Abstract

Localized hot spots result in elevated on-chip temperatures, significantly limiting the performance, energy efficiency and reliability of today's processors. For efficient removal of hot spots, using superlattice-based thermoelectric coolers (TECs) in cooperation with microchannel liquid cooling has recently been explored. For the design and evaluation of such hybrid cooling solutions, fast and accurate modeling is essential. In this paper, we present a modeling methodology to account for the complex thermal behavior of TECs and liquid microchannels using compact thermal modeling (CTM). CTM provides a desirable tradeoff between accuracy and speed; thus, it is usually preferred over computationally heavy multi-physics simulations when designing and evaluating thermal management techniques. In this paper, we first describe how to jointly model liquid microchannels and TECs for a hybrid cooling design. We then validate the accuracy of our models by comparing the temperatures obtained from them against the temperatures from COMSOL and 3D-ICE. In comparison to COMSOL, the proposed model provides an average error of 2.07 °C for TECs and 0.36 °C for liquid microchannels, while providing four orders of magnitude faster simulation time. Compared to 3D-ICE, the proposed liquid cooling model achieves 0.02 °C average error.

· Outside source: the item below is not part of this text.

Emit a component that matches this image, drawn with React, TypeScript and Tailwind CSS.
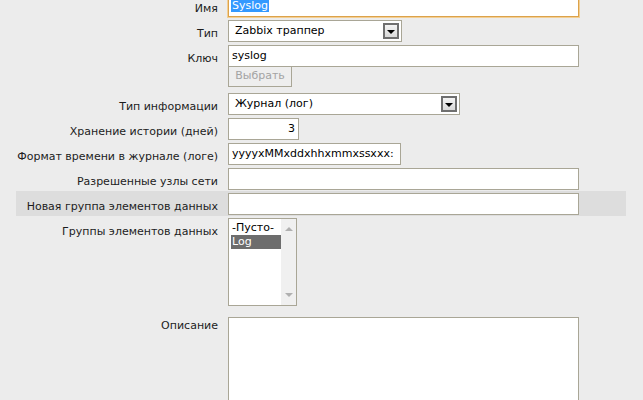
import React from 'react'
import clsx from 'clsx'

function Row({
  label,
  children,
  highlight,
  className,
  labelClass,
}: {
  label: string
  children: React.ReactNode
  highlight?: boolean
  className?: string
  labelClass?: string
}) {
  return (
    <div className={clsx('flex pt-[2px] pb-[1px]', highlight && 'bg-[#dddddd]', className)}>
      <div className={clsx('w-[202px] shrink-0 whitespace-nowrap text-right leading-[14px] text-[#1c1c1c]', labelClass ?? 'pt-[7px]')}>
        {label}
      </div>
      <div className="pl-[10px] flex flex-col items-start">{children}</div>
    </div>
  )
}

function Field({ width, children, className }: { width: string; children?: React.ReactNode; className?: string }) {
  return (
    <div
      className={clsx(
        'h-[22px] border border-[#a9a696] bg-white flex items-center px-[3px] text-black whitespace-nowrap overflow-hidden',
        width,
        className,
      )}
    >
      {children}
    </div>
  )
}

function SelectBox({ width, value }: { width: string; value: string }) {
  return (
    <div className={clsx('h-[22px] border border-[#a9a696] bg-white flex items-center pl-[6px] pr-[2px] text-black', width)}>
      <span className="flex-1">{value}</span>
      <span className="w-[16px] h-[16px] border-2 border-[#6f6f6f] bg-gradient-to-b from-[#f4f4f4] to-[#d9d9d9] flex items-end justify-center pb-[3px]">
        <span className="w-0 h-0 border-l-[4px] border-r-[4px] border-t-[4px] border-l-transparent border-r-transparent border-t-black" />
      </span>
    </div>
  )
}

export default function App() {
  return (
    <div className="w-full h-[400px] overflow-hidden bg-[#ececec] font-['DejaVu_Sans',sans-serif] text-[11px]">
      <div className="ml-[16px] w-[610px] -mt-[7px] flex flex-col">
        <Row label="Имя">
          <Field width="w-[351px]" className="border-[#dca24a] shadow-[0_0_0_1px_#f3cf94]">
            <span className="bg-[#3399ff] text-white leading-[13px] -ml-[1px] px-[1px] -mt-[1px]">Syslog</span>
          </Field>
        </Row>
        <Row label="Тип">
          <SelectBox width="w-[174px]" value="Zabbix траппер" />
        </Row>
        <Row label="Ключ" className="pb-[4px]">
          <Field width="w-[351px]">syslog</Field>
          <div className="-mt-[1px] h-[21px] w-[64px] border border-[#a9a696] bg-[#eeeeee] text-[#a3a3a3] flex items-center justify-center">
            Выбрать
          </div>
        </Row>
        <Row label="Тип информации">
          <SelectBox width="w-[232px]" value="Журнал (лог)" />
        </Row>
        <Row label="Хранение истории (дней)">
          <Field width="w-[71px]" className="justify-end">3</Field>
        </Row>
        <Row label="Формат времени в журнале (логе)">
          <Field width="w-[173px]">yyyyxMMxddxhhxmmxssxxx:</Field>
        </Row>
        <Row label="Разрешенные узлы сети">
          <Field width="w-[351px]" />
        </Row>
        <Row label="Новая группа элементов данных" highlight>
          <Field width="w-[351px]" />
        </Row>
        <Row label="Группы элементов данных" className="pb-[9px]">
          <div className="w-[69px] h-[88px] border border-[#a9a696] bg-white flex">
            <div className="flex-1 pt-[2px] pl-[2px] leading-[14px] text-black">
              <div className="px-[1px]">-Пусто-</div>
              <div className="px-[1px] bg-[#6d6d6d] text-white">Log</div>
            </div>
            <div className="w-[15px] bg-[#f0f0f0] flex flex-col items-center justify-between py-[8px]">
              <span className="w-0 h-0 border-l-[4px] border-r-[4px] border-b-[4px] border-l-transparent border-r-transparent border-b-[#b0b0b0]" />
              <span className="w-0 h-0 border-l-[4px] border-r-[4px] border-t-[4px] border-l-transparent border-r-transparent border-t-[#b0b0b0]" />
            </div>
          </div>
        </Row>
        <Row label="Описание" labelClass="pt-[2px]">
          <div className="w-[351px] h-[120px] border border-[#a9a696] bg-white" />
        </Row>
      </div>
    </div>
  )
}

We point out challenges related to integrating a new cooling model into an existing compact thermal simulator and show that modeling decisions can affect the reported temperature by up to 20 °C. We conclude our paper by demonstrating an example use case of our proposed model, where we compare the cooling performance of a hybrid cooling design involving microchannels and TECs against a design that adopts liquid cooling only.